What you should do:
Scan the data. Collect each line that contains the word "this".

Interface markup and scripts:
* Begin *
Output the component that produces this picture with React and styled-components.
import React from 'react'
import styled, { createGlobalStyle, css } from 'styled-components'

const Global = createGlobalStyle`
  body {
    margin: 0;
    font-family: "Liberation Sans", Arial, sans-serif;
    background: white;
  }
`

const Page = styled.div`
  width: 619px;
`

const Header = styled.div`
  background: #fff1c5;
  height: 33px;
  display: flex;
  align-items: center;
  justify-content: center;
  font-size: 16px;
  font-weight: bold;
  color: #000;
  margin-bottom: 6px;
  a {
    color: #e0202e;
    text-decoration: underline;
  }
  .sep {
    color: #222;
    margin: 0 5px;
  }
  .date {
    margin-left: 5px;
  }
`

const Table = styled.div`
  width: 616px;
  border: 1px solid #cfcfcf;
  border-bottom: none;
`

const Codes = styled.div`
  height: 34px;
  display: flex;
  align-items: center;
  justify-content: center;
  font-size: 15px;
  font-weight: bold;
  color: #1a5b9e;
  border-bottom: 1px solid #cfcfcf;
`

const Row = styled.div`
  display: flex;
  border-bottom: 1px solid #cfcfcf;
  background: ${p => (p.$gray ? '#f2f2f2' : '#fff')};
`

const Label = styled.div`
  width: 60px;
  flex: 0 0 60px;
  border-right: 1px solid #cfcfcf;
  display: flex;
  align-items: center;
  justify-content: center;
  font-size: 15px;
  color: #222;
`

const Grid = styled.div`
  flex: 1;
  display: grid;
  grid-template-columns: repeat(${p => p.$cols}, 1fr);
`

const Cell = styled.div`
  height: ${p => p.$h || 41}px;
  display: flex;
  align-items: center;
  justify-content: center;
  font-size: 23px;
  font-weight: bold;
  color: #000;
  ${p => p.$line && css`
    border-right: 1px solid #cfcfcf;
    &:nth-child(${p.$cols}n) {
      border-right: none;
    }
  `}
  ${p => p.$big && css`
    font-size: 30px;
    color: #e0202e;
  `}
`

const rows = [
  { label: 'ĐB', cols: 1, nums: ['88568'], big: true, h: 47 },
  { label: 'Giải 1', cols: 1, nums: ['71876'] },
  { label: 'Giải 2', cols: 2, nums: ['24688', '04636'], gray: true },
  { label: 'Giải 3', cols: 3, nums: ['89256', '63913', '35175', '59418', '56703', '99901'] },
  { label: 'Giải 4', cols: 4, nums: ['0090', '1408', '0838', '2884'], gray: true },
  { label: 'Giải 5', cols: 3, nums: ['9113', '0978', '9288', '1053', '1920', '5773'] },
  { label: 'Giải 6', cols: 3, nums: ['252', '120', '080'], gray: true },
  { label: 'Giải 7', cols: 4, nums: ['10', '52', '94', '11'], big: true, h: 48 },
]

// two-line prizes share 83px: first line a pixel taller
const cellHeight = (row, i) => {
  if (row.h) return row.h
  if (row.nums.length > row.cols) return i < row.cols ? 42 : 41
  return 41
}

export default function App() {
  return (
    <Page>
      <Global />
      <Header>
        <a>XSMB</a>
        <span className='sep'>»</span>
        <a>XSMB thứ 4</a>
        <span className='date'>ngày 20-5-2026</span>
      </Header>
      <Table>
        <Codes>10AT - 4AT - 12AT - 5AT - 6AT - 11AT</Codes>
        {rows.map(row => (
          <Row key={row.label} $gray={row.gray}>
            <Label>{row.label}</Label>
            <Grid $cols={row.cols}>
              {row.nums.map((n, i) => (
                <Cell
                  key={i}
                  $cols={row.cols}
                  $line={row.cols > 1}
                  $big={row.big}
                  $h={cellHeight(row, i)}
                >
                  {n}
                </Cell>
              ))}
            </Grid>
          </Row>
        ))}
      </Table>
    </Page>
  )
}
* End *
* Begin *
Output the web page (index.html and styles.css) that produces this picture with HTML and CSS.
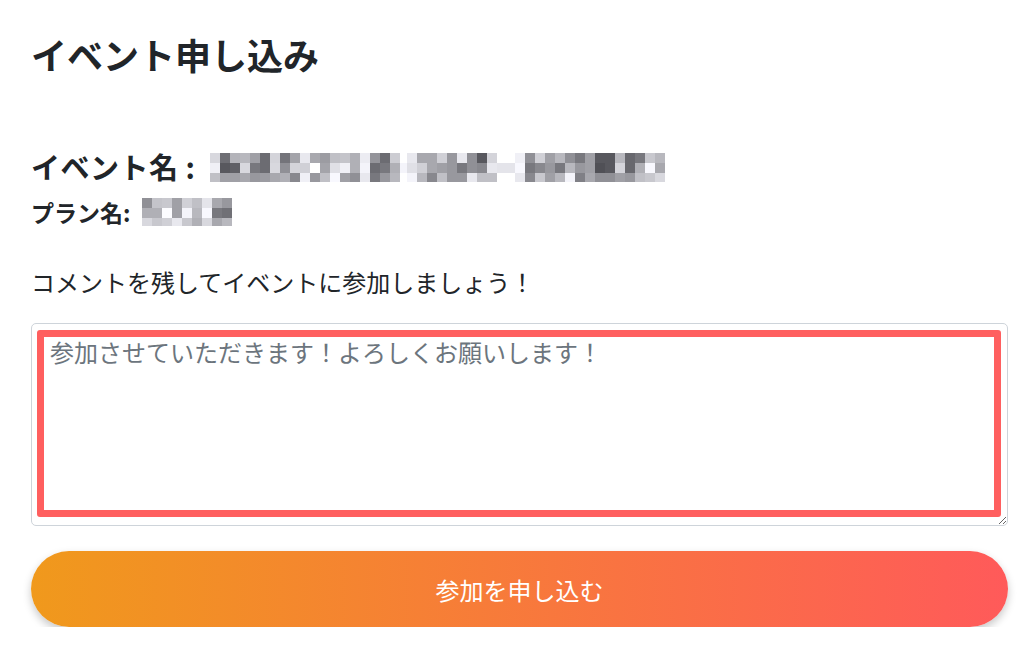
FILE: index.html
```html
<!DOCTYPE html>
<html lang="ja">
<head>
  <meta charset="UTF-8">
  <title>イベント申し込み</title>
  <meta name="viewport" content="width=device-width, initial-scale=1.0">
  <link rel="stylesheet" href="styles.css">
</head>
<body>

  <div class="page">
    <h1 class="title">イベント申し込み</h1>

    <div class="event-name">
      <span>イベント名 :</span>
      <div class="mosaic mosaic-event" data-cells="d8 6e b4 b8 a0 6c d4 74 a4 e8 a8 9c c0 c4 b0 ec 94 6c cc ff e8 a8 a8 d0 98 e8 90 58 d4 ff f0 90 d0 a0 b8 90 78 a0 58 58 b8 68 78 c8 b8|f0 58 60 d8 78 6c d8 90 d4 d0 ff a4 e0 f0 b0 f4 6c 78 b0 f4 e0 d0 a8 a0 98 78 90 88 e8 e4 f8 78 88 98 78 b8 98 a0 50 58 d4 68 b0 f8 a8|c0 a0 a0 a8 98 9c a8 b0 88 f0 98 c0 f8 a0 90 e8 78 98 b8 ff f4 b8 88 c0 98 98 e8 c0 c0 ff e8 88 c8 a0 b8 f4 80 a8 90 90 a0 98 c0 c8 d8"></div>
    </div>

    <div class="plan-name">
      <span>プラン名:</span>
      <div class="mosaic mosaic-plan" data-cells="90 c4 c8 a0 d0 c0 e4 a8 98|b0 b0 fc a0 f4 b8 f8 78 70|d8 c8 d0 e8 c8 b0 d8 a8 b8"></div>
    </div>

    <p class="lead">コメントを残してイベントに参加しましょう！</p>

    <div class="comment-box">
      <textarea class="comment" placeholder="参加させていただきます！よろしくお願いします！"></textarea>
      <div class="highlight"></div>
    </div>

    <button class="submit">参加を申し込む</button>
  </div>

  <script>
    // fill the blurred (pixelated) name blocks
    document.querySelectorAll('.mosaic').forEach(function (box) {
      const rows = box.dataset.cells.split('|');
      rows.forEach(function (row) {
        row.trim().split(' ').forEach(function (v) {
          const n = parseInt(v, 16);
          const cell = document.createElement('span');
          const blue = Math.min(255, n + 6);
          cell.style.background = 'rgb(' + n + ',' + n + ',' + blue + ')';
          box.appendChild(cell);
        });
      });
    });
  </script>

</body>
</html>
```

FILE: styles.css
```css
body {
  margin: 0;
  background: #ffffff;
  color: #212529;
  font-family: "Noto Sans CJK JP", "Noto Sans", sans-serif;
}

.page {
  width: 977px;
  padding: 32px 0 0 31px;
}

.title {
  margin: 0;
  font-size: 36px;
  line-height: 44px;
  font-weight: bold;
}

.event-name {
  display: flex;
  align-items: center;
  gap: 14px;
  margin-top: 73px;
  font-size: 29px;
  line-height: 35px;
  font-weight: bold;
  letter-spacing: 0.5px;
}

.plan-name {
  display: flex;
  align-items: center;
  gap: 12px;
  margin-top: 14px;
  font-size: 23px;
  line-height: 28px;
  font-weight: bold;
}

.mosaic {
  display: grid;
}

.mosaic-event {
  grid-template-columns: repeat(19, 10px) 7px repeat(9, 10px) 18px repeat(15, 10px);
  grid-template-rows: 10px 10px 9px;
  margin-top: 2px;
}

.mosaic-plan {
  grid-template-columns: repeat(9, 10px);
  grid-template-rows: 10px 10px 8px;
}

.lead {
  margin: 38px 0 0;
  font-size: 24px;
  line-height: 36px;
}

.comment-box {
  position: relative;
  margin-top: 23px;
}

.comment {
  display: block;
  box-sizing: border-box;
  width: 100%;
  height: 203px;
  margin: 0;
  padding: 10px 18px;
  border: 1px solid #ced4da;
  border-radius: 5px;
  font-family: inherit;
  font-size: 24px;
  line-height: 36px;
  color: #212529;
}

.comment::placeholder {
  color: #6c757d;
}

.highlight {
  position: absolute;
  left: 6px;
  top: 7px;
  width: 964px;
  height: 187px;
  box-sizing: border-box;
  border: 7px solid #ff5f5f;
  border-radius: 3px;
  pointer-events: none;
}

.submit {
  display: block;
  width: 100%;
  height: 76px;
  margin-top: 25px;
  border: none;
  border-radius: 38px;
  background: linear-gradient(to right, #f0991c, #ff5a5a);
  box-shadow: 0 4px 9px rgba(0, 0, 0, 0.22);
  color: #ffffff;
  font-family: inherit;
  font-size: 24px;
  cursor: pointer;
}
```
* End *
The completed task:
Output the component that produces this picture with React and styled-components.
Output the web page (index.html and styles.css) that produces this picture with HTML and CSS.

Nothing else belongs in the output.